Par Marc Chénard / 1 mai 2012

English Version...


Version Flash ici.

Un hiver à New York : Récit d’une vie en un instant
par Ellwood Epps

C’était un véritable privilège d’avoir passé l’hiver à Harlem, au même endroit où avait vécu mon idole Wadada Leo Smith. Chaque matin, après m’être aspergé le visage d’eau et levé les stores du petit studio que j’avais sous-loué, je récitais les paroles du maître zen Dögen: «La naissance et la mort sont certes des sujets d’importance. Mais, la vie s’écoule rapidement. Le temps n’attend personne. Réveillez-vous! Réveillez-vous! Ne perdez pas un instant!» Le fait de me trouver là à cet instant précis m’a incité à pratiquer intensément.

Le Conseil des Arts du Canada m’a accordé une bourse pour poursuivre mes études auprès de Laurie Frink, mon professeur de trompette depuis longtemps. J’ai rempli une valise de vêtements et de livres, emballé ma bicyclette dans une grosse boîte et sauté dans un autocar en direction de la Grosse Pomme.
Mon départ de Montréal était salutaire, d’autant plus que je me libérais de mes responsabilités de programmateur de concerts de la série des Mardis Spaghetti et de mon local l’Envers. Je me suis plongé dans une pratique assidue, ponctuée de balades à vélo (sur les ponts qui enjambent la rivière Harlem) et de séances de natation au River Bank State Park. L’apprentissage de la trompette est un travail de longue haleine, voire d’une vie et l’on peut peaufiner sa technique dans l’âge adulte. Sur le plan physique, la technique, comme le corps, se transforme; un travail acharné et une bonne santé ont un effet certain sur le son.

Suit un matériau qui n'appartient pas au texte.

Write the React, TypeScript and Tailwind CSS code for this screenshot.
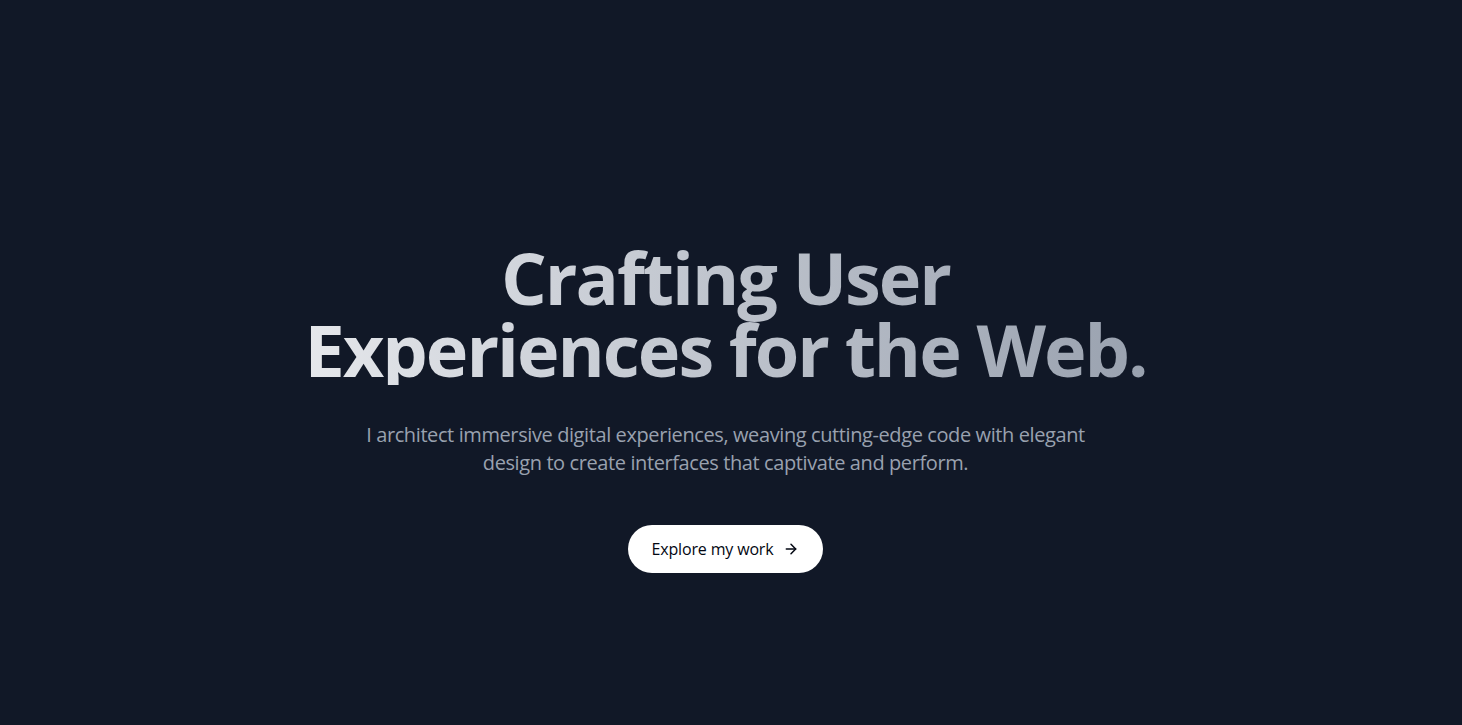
import { ArrowRight } from 'lucide-react'

export default function App() {
  return (
    <div className="min-h-screen bg-[#111827] flex flex-col items-center text-center pl-6 pr-[35px] pt-[241px] font-['Open_Sans',sans-serif]">
      <h1 className="text-[72px] leading-[72px] font-bold tracking-[-0.028em] bg-gradient-to-r from-gray-200 to-gray-400 bg-clip-text text-transparent">
        Crafting User
        <br />
        Experiences for the Web.
      </h1>
      <p className="mt-9 max-w-[760px] text-xl leading-7 tracking-[-0.02em] text-gray-400">
        I architect immersive digital experiences, weaving cutting-edge code with elegant design to create
        interfaces that captivate and perform.
      </p>
      <button className="mt-12 h-12 px-6 rounded-full bg-white text-gray-950 text-base font-medium tracking-[-0.01em] flex items-center gap-2.5">
        Explore my work
        <ArrowRight className="w-4 h-4" strokeWidth={2.25} />
      </button>
    </div>
  )
}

Ce constat ne m’est apparu aussi clairement que lorsque j’ai entendu Wadada Leo Smith jouer à deux soirées de concerts à la salle de spectacle Roulette. À 70 ans, son jeu est plus affirmé que jamais; il ne fait aucun doute qu’il prend soin de lui. Sa trompette retentit dans l’espace sans hésitation, du pur blues, quoi. Quel souffle inspirant! Quand je l’ai entendu avec six groupes, j’ai senti ce désir d’aller de l’avant avec ma propre musique. Au fil des semaines, j’ai écouté d’autres grands noms, notamment Herb Robertson et Roy Campbell Jr., retrouvant quelques-uns de mes contemporains (Nate Wooley, Peter Evans, Brad Henkel) et découvert d’autres, Amir ElSaffar en particulier. En trois mois, j’ai écouté dix-huit trompettistes et toutes ces expériences m’ont donné un surplus de motivation.

« Faire de la musique »
Plus je pratiquais, plus je ressentais l’envie de jouer avec d’autres. Comme l’improvisation est une activité de groupe axée sur la performance, je me sens bien plus à l’aise sur scène, trompette à la main, qu'à réfléchir sur la fausse séparation entre la théorie et la pratique. Au cours des 15 dernières années, j’ai rencontré beaucoup de musiciens new-yorkais formidables, autant durant mes nombreux séjours là-bas que lors de mes stages au Centre d’Art de Banff ou encore mes présentations de concerts à Montréal.

Lors de mon récent périple, j’ai joué avec des bassistes comme Lisle Ellis – un expatrié canadien dont la musique et l’amitié m’ont soutenu dans des moments difficiles –, Sean Conly et James Ilgenfritz – présentateur de concerts à la Roulette – , des batteurs comme Lukas Ligeti et Michael T.A. Thompson (aussi stimulant qu’accueillant), le saxophoniste Michael Attias et deux joueurs de (violon) alto, Mat Maneri et Frantz Loriot. Toutes ces rencontres ont nourri ma créativité.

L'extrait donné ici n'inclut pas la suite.